Task brief. Among the lines below, count those with "React". Give the total alone.

** BEGIN Information shown **

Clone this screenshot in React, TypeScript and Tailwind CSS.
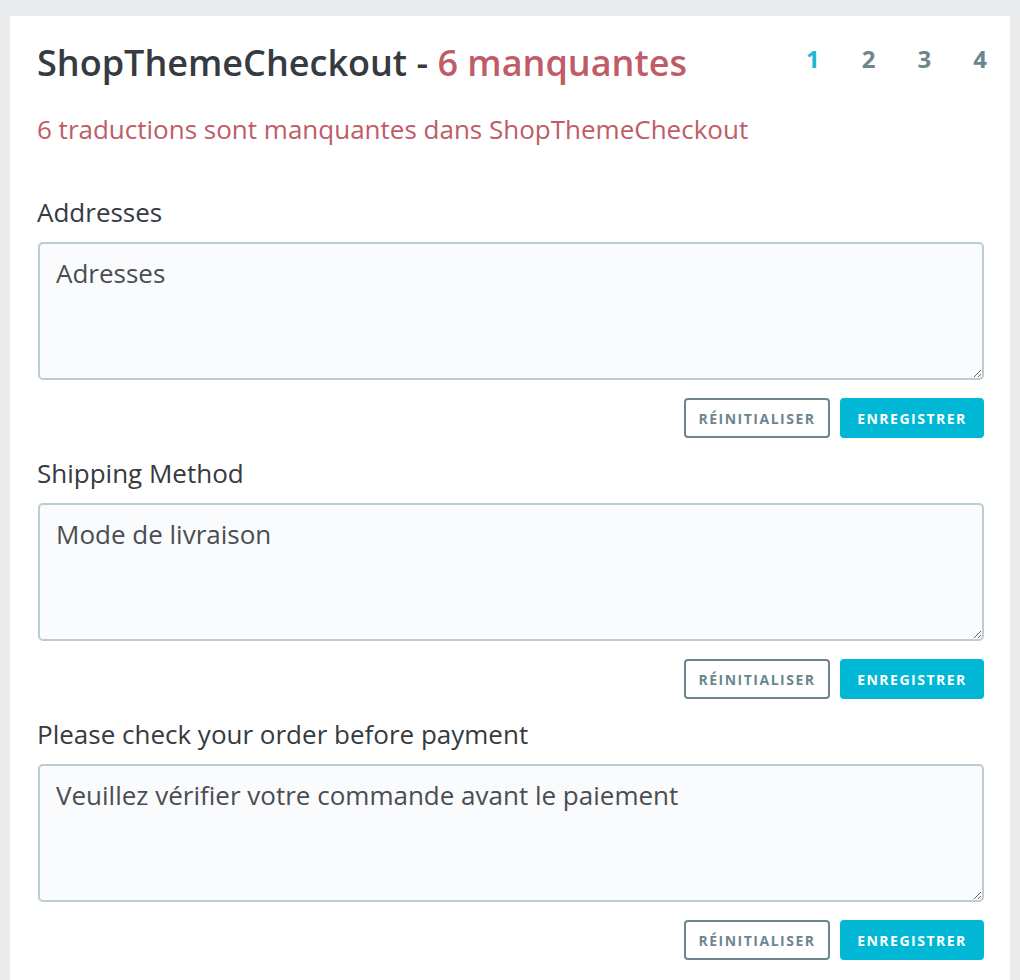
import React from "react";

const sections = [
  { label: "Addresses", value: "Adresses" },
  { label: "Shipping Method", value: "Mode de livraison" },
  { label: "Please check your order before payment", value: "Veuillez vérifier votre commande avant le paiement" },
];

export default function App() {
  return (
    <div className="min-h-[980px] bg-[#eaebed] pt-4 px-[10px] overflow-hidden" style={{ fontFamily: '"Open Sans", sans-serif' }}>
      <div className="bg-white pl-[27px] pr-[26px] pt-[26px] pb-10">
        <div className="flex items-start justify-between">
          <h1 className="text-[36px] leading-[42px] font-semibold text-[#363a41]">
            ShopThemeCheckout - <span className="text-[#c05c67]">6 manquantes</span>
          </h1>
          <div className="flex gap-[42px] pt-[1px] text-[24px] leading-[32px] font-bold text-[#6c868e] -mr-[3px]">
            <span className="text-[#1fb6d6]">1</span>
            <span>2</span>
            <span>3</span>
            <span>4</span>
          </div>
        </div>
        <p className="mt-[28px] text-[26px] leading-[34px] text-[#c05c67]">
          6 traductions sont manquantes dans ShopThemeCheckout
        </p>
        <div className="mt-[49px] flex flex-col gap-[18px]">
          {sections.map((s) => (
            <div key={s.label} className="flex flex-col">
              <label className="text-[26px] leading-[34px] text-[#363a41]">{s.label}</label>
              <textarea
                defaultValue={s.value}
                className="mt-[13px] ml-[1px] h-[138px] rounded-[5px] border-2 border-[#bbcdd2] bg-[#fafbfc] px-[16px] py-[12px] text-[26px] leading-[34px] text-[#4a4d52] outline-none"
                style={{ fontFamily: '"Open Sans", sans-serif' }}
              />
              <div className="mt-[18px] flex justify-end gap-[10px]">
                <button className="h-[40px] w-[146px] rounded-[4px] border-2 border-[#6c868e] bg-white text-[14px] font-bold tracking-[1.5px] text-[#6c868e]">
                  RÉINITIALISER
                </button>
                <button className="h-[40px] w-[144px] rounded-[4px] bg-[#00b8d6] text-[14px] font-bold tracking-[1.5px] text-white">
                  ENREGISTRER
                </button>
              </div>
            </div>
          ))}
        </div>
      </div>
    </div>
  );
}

** END Information shown **

Solution to this task. 2